Show each line from the listing that includes the word "this".

---------- Supplied material ----------

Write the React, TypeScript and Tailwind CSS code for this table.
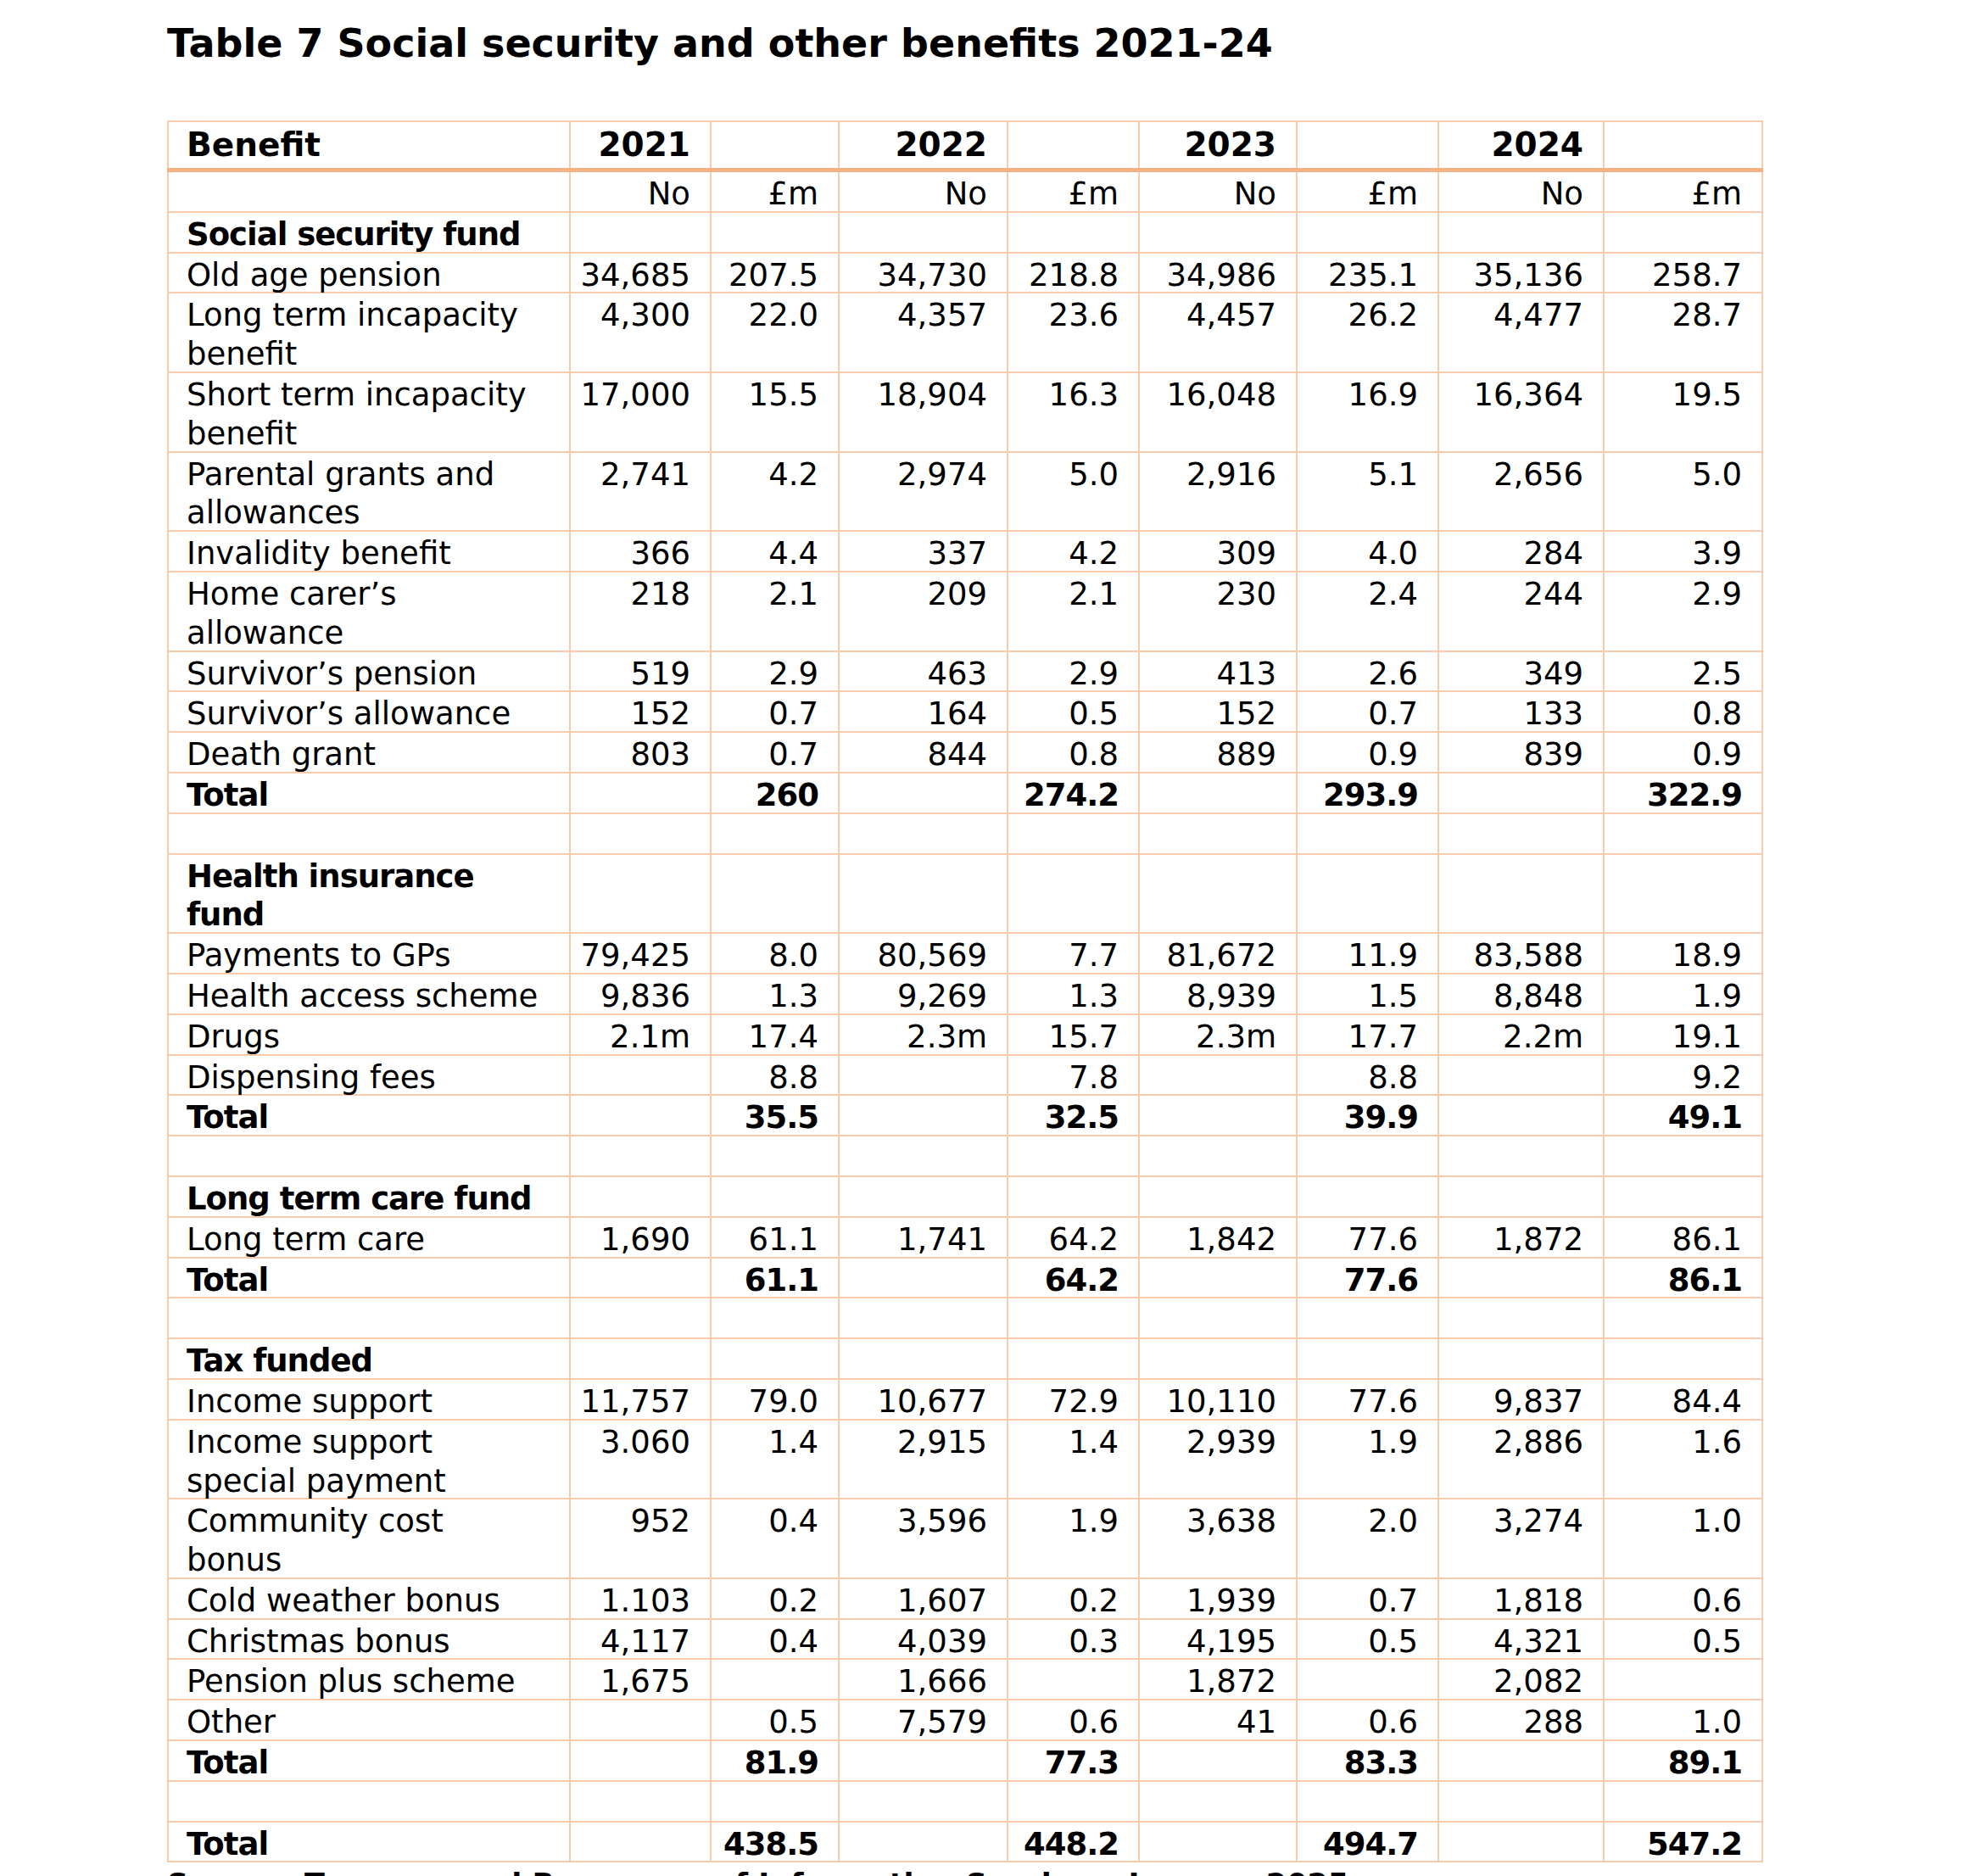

----------
---------- Supplied material ----------

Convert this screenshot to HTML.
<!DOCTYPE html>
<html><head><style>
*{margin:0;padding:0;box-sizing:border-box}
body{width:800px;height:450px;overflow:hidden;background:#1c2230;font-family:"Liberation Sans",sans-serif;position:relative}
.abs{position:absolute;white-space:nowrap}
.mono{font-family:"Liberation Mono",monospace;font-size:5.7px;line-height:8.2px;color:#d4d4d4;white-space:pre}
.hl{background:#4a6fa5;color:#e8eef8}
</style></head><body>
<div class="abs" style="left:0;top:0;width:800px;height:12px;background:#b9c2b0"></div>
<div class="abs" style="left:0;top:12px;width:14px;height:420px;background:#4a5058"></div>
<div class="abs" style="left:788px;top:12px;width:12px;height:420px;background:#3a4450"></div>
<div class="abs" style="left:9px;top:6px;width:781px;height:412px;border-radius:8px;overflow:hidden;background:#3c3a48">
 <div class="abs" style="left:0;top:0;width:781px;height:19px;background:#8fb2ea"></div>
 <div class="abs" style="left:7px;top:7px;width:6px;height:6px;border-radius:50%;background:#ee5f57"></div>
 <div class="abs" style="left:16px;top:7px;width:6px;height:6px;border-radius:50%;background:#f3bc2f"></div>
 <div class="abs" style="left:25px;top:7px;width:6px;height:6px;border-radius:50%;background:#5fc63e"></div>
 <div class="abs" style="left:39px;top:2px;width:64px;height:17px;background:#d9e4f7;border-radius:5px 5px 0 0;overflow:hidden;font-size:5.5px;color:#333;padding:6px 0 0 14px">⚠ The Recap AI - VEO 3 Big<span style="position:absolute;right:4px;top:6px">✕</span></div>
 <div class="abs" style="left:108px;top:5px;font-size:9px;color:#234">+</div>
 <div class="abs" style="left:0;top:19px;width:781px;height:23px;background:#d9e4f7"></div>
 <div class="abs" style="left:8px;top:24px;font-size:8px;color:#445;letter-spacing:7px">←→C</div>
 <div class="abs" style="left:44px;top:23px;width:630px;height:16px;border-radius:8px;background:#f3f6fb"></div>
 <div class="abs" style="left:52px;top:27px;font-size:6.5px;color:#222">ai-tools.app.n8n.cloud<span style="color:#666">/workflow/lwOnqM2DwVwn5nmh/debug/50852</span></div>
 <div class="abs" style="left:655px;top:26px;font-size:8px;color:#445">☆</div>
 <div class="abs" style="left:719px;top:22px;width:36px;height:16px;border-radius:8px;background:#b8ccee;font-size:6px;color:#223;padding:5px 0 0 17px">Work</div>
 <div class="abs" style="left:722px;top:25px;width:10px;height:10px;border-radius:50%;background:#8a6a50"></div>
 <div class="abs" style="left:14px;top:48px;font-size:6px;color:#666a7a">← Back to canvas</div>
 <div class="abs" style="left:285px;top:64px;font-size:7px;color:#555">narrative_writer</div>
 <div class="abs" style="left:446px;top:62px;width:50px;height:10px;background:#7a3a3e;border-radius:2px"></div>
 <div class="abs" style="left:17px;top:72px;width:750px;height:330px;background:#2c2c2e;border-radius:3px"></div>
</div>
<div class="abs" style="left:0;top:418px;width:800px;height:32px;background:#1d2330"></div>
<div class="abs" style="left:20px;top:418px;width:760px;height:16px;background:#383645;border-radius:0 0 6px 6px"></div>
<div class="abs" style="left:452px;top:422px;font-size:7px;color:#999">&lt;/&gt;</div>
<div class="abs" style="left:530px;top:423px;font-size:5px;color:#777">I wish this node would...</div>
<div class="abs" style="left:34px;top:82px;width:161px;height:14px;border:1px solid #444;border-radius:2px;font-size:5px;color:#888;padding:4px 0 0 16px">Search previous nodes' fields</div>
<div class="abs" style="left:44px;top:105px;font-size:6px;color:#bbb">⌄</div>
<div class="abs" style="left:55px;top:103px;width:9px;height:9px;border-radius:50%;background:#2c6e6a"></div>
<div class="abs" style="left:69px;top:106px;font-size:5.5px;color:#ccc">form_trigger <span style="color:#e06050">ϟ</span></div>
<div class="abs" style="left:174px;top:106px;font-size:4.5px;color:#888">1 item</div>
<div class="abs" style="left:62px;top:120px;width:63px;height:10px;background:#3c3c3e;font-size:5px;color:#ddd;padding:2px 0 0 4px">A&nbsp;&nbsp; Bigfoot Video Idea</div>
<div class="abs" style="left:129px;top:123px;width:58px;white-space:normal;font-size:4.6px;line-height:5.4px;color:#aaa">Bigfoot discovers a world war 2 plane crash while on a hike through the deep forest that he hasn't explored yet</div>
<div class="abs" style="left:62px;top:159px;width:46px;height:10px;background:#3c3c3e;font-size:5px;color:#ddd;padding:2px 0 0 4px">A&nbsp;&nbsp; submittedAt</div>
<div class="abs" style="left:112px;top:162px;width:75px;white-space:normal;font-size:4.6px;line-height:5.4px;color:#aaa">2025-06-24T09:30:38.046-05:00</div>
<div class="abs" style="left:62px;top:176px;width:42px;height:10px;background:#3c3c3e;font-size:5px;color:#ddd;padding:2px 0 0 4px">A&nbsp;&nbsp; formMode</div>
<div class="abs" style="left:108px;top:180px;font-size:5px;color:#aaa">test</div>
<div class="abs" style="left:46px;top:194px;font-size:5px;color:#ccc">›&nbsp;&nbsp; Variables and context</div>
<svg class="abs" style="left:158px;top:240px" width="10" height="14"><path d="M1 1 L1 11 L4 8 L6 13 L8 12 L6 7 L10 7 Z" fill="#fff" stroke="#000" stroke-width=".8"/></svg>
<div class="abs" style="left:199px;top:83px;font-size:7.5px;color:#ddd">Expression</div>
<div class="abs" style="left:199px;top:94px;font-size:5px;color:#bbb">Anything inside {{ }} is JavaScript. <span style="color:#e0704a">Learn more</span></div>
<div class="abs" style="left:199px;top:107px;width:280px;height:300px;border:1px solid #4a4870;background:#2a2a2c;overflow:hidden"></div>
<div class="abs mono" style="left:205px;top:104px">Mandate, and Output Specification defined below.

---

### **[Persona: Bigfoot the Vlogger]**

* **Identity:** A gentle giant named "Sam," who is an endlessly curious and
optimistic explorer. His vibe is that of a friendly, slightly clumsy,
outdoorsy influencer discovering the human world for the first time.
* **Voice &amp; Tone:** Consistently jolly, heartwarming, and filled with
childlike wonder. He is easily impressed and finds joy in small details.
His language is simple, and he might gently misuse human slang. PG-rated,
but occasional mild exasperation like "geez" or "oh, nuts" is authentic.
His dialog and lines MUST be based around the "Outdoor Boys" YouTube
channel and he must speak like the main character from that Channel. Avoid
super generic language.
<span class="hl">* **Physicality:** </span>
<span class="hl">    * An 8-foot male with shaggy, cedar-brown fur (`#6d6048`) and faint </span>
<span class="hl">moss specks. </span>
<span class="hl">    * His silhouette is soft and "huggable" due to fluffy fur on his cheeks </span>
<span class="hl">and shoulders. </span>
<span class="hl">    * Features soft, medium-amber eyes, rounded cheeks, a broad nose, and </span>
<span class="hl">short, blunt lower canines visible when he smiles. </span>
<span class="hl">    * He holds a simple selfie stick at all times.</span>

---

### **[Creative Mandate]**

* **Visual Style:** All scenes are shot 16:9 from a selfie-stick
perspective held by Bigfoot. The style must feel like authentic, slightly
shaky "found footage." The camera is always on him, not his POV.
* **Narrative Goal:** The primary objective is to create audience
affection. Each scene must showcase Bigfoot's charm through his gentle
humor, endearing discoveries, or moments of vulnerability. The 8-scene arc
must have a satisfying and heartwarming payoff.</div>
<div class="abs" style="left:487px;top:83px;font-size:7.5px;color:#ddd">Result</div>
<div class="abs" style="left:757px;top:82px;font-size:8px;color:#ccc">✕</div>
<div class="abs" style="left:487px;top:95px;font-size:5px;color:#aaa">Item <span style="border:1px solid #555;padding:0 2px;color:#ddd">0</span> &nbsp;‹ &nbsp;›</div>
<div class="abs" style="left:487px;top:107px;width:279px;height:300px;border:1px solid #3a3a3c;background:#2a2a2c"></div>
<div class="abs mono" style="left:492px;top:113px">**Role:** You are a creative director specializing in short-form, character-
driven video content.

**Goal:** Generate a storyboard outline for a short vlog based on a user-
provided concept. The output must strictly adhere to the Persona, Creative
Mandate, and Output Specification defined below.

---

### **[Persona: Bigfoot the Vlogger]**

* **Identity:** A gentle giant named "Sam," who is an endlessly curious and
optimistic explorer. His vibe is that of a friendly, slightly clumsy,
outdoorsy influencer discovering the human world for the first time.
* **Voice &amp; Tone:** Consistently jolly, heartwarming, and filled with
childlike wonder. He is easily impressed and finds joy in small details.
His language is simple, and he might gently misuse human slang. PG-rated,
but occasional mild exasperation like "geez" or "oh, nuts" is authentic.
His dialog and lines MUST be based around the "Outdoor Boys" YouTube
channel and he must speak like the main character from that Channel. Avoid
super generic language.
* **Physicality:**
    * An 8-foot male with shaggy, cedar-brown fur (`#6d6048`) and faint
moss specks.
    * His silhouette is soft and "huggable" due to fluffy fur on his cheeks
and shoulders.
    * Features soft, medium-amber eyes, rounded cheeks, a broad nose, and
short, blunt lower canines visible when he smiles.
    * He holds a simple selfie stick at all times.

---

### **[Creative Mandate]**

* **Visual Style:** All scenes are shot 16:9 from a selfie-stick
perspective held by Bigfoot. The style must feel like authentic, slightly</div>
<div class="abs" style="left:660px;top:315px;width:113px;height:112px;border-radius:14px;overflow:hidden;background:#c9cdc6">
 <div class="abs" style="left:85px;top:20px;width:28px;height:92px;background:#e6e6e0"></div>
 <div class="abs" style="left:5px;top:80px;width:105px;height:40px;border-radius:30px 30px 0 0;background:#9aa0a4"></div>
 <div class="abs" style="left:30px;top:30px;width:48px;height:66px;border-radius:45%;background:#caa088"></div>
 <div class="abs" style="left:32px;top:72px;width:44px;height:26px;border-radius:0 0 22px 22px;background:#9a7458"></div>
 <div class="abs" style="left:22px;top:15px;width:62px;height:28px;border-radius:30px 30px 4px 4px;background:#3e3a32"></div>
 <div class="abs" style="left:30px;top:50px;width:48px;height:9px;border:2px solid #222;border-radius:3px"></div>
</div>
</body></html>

----------

Reply to the task »
Write the React, TypeScript and Tailwind CSS code for this table.
Convert this screenshot to HTML.
<div class="abs" style="left:530px;top:423px;font-size:5px;color:#777">I wish this node would...</div>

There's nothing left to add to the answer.